Uncovering Europe's best budget hotels since 2001.
Last week, we looked at ferry services that make the short hop over the Strait of Dover, linking the English ports of Dover and Ramsgate with nearby France and Belgium. These are great options if you are based in southeast England, bound for the near-continent and do not fancy the prospect of a longer ferry journey.
But for many journeys by boat to and from Britain there are some credible alternatives which deserve a look. This week we explore shipping routes across the North Sea.
Stena Line offer twice-daily sailings from Harwich to Hoek van Holland (a Dutch port that Brits still colloquially refer to as “The Hook”). One of the two services is by day, the other an overnight crossing. The ferry terminals at either end of this shipping route are well served by trains, so this makes an excellent rail-sea route linking London with Amsterdam, Rotterdam and northern Germany.
A Dutch Flyer ticket from just £39 allows you to travel from London Liverpool Street (or more than 160 other train stations in eastern England) to anywhere in the Netherlands. The fare covers the rail journey to Harwich, the 7- to 8-hour journey on the ship and then the onward train ride from Hoek van Holland to any train station on the Dutch network.
This really can be tremendous value. Rail fares in the Netherlands can be pricey, but with the Dutch Flyer ticket you effectively get onward travel within the Netherlands at no extra cost. Travelers using the overnight ferry option will need to pay a modest supplement for cabin accommodation.
Directly to Denmark
A prime choice for travelers bound for Scandinavia or the Baltic region is the DFDS service from Harwich to Esbjerg. The 18- to 19-hour crossing is a real chance to relax. Fast trains to Harwich from London connect with the late afternoon departure of the ship. From Esbjerg there are convenient same-day train connections on to Copenhagen and Hamburg.
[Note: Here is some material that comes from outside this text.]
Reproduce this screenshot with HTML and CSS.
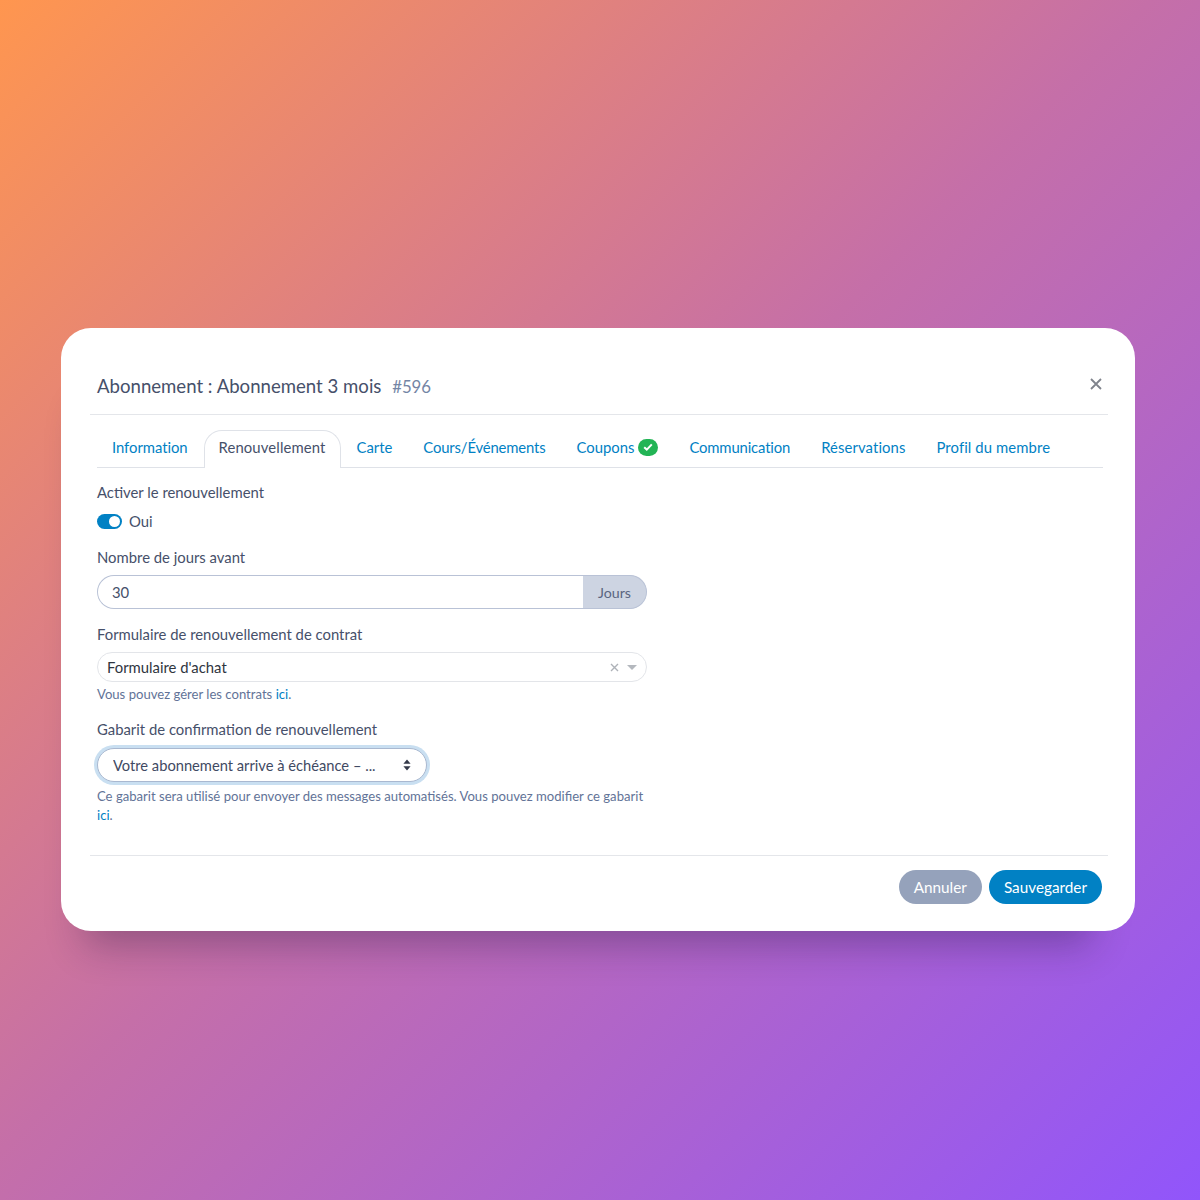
FILE: index.html
```html
<!DOCTYPE html>
<html>
<head>
  <title>Abonnement</title>
  <link rel="stylesheet" href="styles.css">
</head>
<body>
  <div class="modal">
    <div class="modal-header">
      <h1>Abonnement : Abonnement 3 mois <small>#596</small></h1>
      <svg class="close" width="12" height="12" viewBox="0 0 12 12"><path d="M1 1L11 11M11 1L1 11" stroke="#7f838c" stroke-width="1.8" fill="none"/></svg>
    </div>

    <div class="modal-body">
      <ul class="tabs">
        <li class="tab-info"><a href="#">Information</a></li>
        <li class="active"><a href="#">Renouvellement</a></li>
        <li><a href="#">Carte</a></li>
        <li class="tab-tight"><a href="#">Cours/Événements</a></li>
        <li><a href="#">Coupons
          <span class="badge"><svg width="10" height="8" viewBox="0 0 10 8"><path d="M1.2 4.2L3.8 6.6L8.8 1.4" stroke="#fff" stroke-width="2" fill="none"/></svg></span>
        </a></li>
        <li class="tab-tight"><a href="#">Communication</a></li>
        <li class="tab-wide"><a href="#">Réservations</a></li>
        <li class="tab-wide"><a href="#">Profil du membre</a></li>
      </ul>

      <div class="form-col">
        <div class="form-group group-switch">
          <label>Activer le renouvellement</label>
          <div class="switch-row">
            <span class="switch"><span class="knob"></span></span>
            <span>Oui</span>
          </div>
        </div>

        <div class="form-group group-days">
          <label for="days">Nombre de jours avant</label>
          <div class="input-group">
            <input type="text" id="days" value="30">
            <span class="addon">Jours</span>
          </div>
        </div>

        <div class="form-group group-contract">
          <label>Formulaire de renouvellement de contrat</label>
          <div class="select2">
            <span class="select2-text">Formulaire d'achat</span>
            <svg width="9" height="9" viewBox="0 0 9 9"><path d="M1 1L8 8M8 1L1 8" stroke="#aeb2b8" stroke-width="1.4" fill="none"/></svg>
            <svg width="10" height="5" viewBox="0 0 10 5"><path d="M0 0H10L5 5Z" fill="#b4b8be"/></svg>
          </div>
          <p class="help">Vous pouvez gérer les contrats <a href="#">ici</a>.</p>
        </div>

        <div class="form-group">
          <label for="template">Gabarit de confirmation de renouvellement</label>
          <div class="select-wrap">
            <select id="template">
              <option>Votre abonnement arrive à échéance – ...</option>
            </select>
            <svg class="select-arrows" width="8" height="12" viewBox="0 0 8 12"><path d="M4 0.5L7.6 4.8H0.4ZM4 11.5L0.4 7.2H7.6Z" fill="#343a4a"/></svg>
          </div>
          <p class="help help-long">Ce gabarit sera utilisé pour envoyer des messages automatisés. Vous pouvez modifier ce gabarit <a href="#">ici</a>.</p>
        </div>
      </div>
    </div>

    <div class="modal-footer">
      <button class="btn btn-cancel">Annuler</button>
      <button class="btn btn-save">Sauvegarder</button>
    </div>
  </div>
</body>
</html>
```

FILE: styles.css
```css
* {
  box-sizing: border-box;
}
html,
body {
  height: 1200px;
}
body {
  margin: 0;
  padding: 328px 65px 0 61px;
  overflow: hidden;
  background: linear-gradient(135deg, #ff964f 0%, #c56fa8 48%, #9155fb 100%);
  font-family: Lato, "Noto Sans", sans-serif;
  font-size: 14.85px;
  color: #46506a;
}
.modal {
  height: 603px;
  padding: 0 27px 0 29px;
  background: #fff;
  border-radius: 30px;
  box-shadow: -10px 48px 36px -34px rgba(30, 20, 60, 0.32);
}
.modal-header {
  height: 87px;
  padding: 25px 6px 0 7px;
  display: flex;
  align-items: center;
  justify-content: space-between;
  border-bottom: 1px solid #e4e6ea;
}
.modal-header h1 {
  margin: 4px 0 0;
  font-size: 18.6px;
  font-weight: 400;
  color: #46506a;
}
.modal-header small {
  margin-left: 6px;
  font-size: 16.8px;
  font-weight: 400;
  color: #7485a5;
}
.modal-body {
  padding: 15px 5px 0 7px;
  height: 441px;
  border-bottom: 1px solid #e4e6ea;
}
.tabs {
  margin: 0;
  padding: 0;
  height: 38px;
  list-style: none;
  display: flex;
  border-bottom: 1px solid #dfe2e8;
}
.tabs li {
  height: 38px;
  margin-right: 1px;
}
.tabs a {
  display: flex;
  align-items: center;
  gap: 4px;
  height: 38px;
  padding: 0 14px 5px;
  color: #0181c4;
  text-decoration: none;
  border: 1px solid transparent;
  border-bottom: 0;
  border-radius: 18px 18px 0 0;
  white-space: nowrap;
}
.tabs .tab-info a {
  letter-spacing: -0.05px;
}
.tabs .tab-tight a {
  letter-spacing: -0.15px;
}
.tabs .tab-wide a {
  letter-spacing: 0.1px;
}
.tabs .active a {
  background: #fff;
  color: #46506a;
  letter-spacing: 0.12px;
  border-color: #dfe2e8;
}
.badge {
  display: inline-flex;
  align-items: center;
  justify-content: center;
  width: 20px;
  height: 17px;
  border-radius: 9px;
  background: #22b455;
}
.form-col {
  width: 550px;
}
.form-group label {
  display: block;
  line-height: 20px;
}
.group-switch {
  padding-top: 14px;
}
.switch-row {
  display: flex;
  align-items: center;
  gap: 7px;
  margin-top: 9px;
  height: 20px;
}
.switch {
  display: flex;
  align-items: center;
  justify-content: flex-end;
  width: 25px;
  height: 15px;
  padding-right: 2px;
  border-radius: 8px;
  background: #0181c4;
}
.knob {
  width: 11px;
  height: 11px;
  border-radius: 50%;
  background: #fff;
}
.group-days {
  margin-top: 16px;
}
.input-group {
  display: flex;
  height: 34px;
  margin-top: 8px;
}
.input-group input {
  flex: 1;
  min-width: 0;
  padding: 0 14px;
  border: 1px solid #b9c2d6;
  border-right: 0;
  border-radius: 17px 0 0 17px;
  font: inherit;
  color: #46506a;
  outline: none;
}
.addon {
  display: flex;
  align-items: center;
  padding: 0 15px;
  background: #cdd4e2;
  border: 1px solid #b9c2d6;
  border-left: 0;
  border-radius: 0 17px 17px 0;
  font-size: 14.2px;
  color: #5a6580;
}
.group-contract {
  margin-top: 15px;
}
.select2 {
  display: flex;
  align-items: center;
  gap: 8px;
  height: 30px;
  margin-top: 8px;
  padding: 0 9px;
  border: 1px solid #e3e5e9;
  border-radius: 15px;
  color: #2f3540;
}
.select2-text {
  flex: 1;
}
.help {
  margin: 3px 0 0;
  font-size: 13.1px;
  line-height: 19px;
  color: #627397;
}
.help a {
  color: #0181c4;
  text-decoration: none;
}
.form-group:last-child {
  margin-top: 15px;
}
.select-wrap {
  position: relative;
  width: 330px;
  margin-top: 9px;
}
.select-wrap select {
  display: block;
  width: 100%;
  height: 34px;
  padding: 0 30px 0 15px;
  appearance: none;
  background: #fff;
  border: 1px solid #a9b8d0;
  border-radius: 17px;
  box-shadow: 0 0 0 3px #c9dff1;
  font: inherit;
  font-size: 14.7px;
  color: #3f4a63;
  outline: none;
}
.select-arrows {
  position: absolute;
  right: 16px;
  top: 11px;
}
.help-long {
  margin-top: 5px;
}
.modal-footer {
  display: flex;
  justify-content: flex-end;
  gap: 7px;
  padding: 14px 6px 0 0;
}
.btn {
  height: 34px;
  padding: 0 15px 1px;
  border: 0;
  border-radius: 17px;
  font: inherit;
  font-size: 15.3px;
  color: #fff;
}
.btn-cancel {
  background: #95a2bb;
}
.btn-save {
  background: #0181c4;
}
```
One-way fares for the ship start at £49.
By ship from northern England
If you are based in Scotland or northern England, it is a long haul down to Harwich to catch a boat across the North Sea. But there are three long-established daily shipping routes direct from the North to the continent. All three are overnight services.
1. With DFDS at 5 p.m. every afternoon from Newcastle (North Shields) to Ijmuiden on the Dutch coast. DFDS lay on a connecting coach service which will speed you from Ijmuiden to the middle of Amsterdam.
2. A 6:30 p.m. P&O Ferries ship from Hull to Zeebrugge in Belgium, perfectly placed for access to Flanders. A bus collects foot-passengers from the ship in Zeebrugge for a shuttle transfer to Bruges railway station.
3. A second P&O Ferries daily departure from Hull, this one at 9 p.m. bound for Europoort in Holland. P&O offer real cruise-ferry luxury on this route. This route offers a choice of onward bus connections from the Dutch port of disembarkation: a direct express coach to Rotterdam and one to Amsterdam. You can link onto the Dutch rail network in both cities with same-day onward connections to destinations across central Europe.
Our view is that these North Sea shipping routes offer an imaginative way to make journeys from many parts of Britain to the eastern Alps, the Rhine Valley, central European capitals and much of eastern Europe. They are all certainly a lot more fun than shuffling through long lines at airport security.